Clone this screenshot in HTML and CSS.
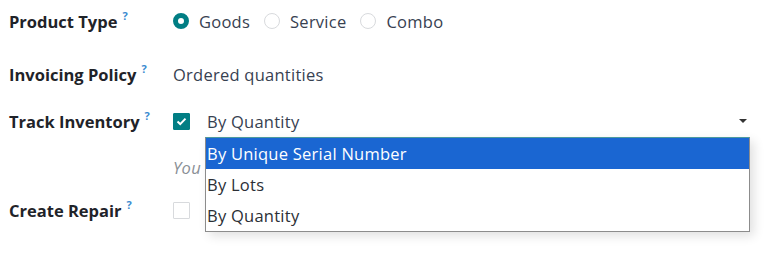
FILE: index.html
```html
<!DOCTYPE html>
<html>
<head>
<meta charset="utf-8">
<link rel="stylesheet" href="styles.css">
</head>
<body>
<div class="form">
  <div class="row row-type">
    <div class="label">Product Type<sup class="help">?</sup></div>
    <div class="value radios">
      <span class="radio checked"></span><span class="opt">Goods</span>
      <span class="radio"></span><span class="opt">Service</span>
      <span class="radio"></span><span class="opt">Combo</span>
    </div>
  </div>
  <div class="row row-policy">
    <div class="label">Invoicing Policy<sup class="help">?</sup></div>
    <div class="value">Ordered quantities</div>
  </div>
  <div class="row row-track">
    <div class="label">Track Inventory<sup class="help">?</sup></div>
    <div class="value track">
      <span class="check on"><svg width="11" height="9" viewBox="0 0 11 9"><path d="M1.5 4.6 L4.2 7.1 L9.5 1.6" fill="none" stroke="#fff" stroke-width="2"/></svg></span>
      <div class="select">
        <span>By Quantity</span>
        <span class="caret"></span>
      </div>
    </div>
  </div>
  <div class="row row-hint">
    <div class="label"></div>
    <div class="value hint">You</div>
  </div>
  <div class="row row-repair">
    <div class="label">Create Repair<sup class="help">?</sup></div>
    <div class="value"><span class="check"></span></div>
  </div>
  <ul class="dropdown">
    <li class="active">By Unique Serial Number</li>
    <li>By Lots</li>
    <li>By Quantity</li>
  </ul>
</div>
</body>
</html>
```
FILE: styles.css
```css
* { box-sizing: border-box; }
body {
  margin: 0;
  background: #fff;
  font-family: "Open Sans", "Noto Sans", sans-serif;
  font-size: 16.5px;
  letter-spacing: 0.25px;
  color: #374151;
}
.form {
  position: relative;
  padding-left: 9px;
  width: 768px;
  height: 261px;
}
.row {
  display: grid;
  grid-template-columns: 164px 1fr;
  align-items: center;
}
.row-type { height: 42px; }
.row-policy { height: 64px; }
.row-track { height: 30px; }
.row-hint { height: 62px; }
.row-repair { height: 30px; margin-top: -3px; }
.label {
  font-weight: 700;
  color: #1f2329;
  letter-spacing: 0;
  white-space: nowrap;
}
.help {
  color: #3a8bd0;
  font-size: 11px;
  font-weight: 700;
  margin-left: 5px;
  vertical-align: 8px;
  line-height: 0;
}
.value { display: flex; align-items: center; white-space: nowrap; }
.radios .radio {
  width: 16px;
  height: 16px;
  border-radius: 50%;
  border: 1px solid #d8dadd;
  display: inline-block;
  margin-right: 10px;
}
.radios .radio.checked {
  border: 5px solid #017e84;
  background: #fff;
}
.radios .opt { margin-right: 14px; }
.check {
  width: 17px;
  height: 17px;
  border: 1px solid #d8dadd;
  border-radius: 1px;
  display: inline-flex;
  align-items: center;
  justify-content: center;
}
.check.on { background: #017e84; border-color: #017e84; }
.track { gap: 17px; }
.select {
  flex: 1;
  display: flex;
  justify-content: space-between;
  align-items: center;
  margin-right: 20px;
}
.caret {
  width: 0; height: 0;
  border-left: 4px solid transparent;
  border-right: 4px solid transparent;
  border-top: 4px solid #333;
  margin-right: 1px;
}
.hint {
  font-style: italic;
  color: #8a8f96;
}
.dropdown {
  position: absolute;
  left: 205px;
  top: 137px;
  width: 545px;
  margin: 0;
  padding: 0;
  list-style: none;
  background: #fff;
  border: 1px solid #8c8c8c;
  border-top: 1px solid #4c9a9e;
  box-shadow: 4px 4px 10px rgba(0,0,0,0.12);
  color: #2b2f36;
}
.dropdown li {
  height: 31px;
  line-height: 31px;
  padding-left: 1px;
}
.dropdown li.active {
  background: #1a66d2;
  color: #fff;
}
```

■ **DO THIS**: Skip every picture and transcribe the data above exactly.

■ **EXPECTED ANSWER**:
Clone this screenshot in HTML and CSS.
FILE: index.html
```html
<!DOCTYPE html>
<html>
<head>
<meta charset="utf-8">
<link rel="stylesheet" href="styles.css">
</head>
<body>
<div class="form">
  <div class="row row-type">
    <div class="label">Product Type<sup class="help">?</sup></div>
    <div class="value radios">
      <span class="radio checked"></span><span class="opt">Goods</span>
      <span class="radio"></span><span class="opt">Service</span>
      <span class="radio"></span><span class="opt">Combo</span>
    </div>
  </div>
  <div class="row row-policy">
    <div class="label">Invoicing Policy<sup class="help">?</sup></div>
    <div class="value">Ordered quantities</div>
  </div>
  <div class="row row-track">
    <div class="label">Track Inventory<sup class="help">?</sup></div>
    <div class="value track">
      <span class="check on"><svg width="11" height="9" viewBox="0 0 11 9"><path d="M1.5 4.6 L4.2 7.1 L9.5 1.6" fill="none" stroke="#fff" stroke-width="2"/></svg></span>
      <div class="select">
        <span>By Quantity</span>
        <span class="caret"></span>
      </div>
    </div>
  </div>
  <div class="row row-hint">
    <div class="label"></div>
    <div class="value hint">You</div>
  </div>
  <div class="row row-repair">
    <div class="label">Create Repair<sup class="help">?</sup></div>
    <div class="value"><span class="check"></span></div>
  </div>
  <ul class="dropdown">
    <li class="active">By Unique Serial Number</li>
    <li>By Lots</li>
    <li>By Quantity</li>
  </ul>
</div>
</body>
</html>
```
FILE: styles.css
```css
* { box-sizing: border-box; }
body {
  margin: 0;
  background: #fff;
  font-family: "Open Sans", "Noto Sans", sans-serif;
  font-size: 16.5px;
  letter-spacing: 0.25px;
  color: #374151;
}
.form {
  position: relative;
  padding-left: 9px;
  width: 768px;
  height: 261px;
}
.row {
  display: grid;
  grid-template-columns: 164px 1fr;
  align-items: center;
}
.row-type { height: 42px; }
.row-policy { height: 64px; }
.row-track { height: 30px; }
.row-hint { height: 62px; }
.row-repair { height: 30px; margin-top: -3px; }
.label {
  font-weight: 700;
  color: #1f2329;
  letter-spacing: 0;
  white-space: nowrap;
}
.help {
  color: #3a8bd0;
  font-size: 11px;
  font-weight: 700;
  margin-left: 5px;
  vertical-align: 8px;
  line-height: 0;
}
.value { display: flex; align-items: center; white-space: nowrap; }
.radios .radio {
  width: 16px;
  height: 16px;
  border-radius: 50%;
  border: 1px solid #d8dadd;
  display: inline-block;
  margin-right: 10px;
}
.radios .radio.checked {
  border: 5px solid #017e84;
  background: #fff;
}
.radios .opt { margin-right: 14px; }
.check {
  width: 17px;
  height: 17px;
  border: 1px solid #d8dadd;
  border-radius: 1px;
  display: inline-flex;
  align-items: center;
  justify-content: center;
}
.check.on { background: #017e84; border-color: #017e84; }
.track { gap: 17px; }
.select {
  flex: 1;
  display: flex;
  justify-content: space-between;
  align-items: center;
  margin-right: 20px;
}
.caret {
  width: 0; height: 0;
  border-left: 4px solid transparent;
  border-right: 4px solid transparent;
  border-top: 4px solid #333;
  margin-right: 1px;
}
.hint {
  font-style: italic;
  color: #8a8f96;
}
.dropdown {
  position: absolute;
  left: 205px;
  top: 137px;
  width: 545px;
  margin: 0;
  padding: 0;
  list-style: none;
  background: #fff;
  border: 1px solid #8c8c8c;
  border-top: 1px solid #4c9a9e;
  box-shadow: 4px 4px 10px rgba(0,0,0,0.12);
  color: #2b2f36;
}
.dropdown li {
  height: 31px;
  line-height: 31px;
  padding-left: 1px;
}
.dropdown li.active {
  background: #1a66d2;
  color: #fff;
}
```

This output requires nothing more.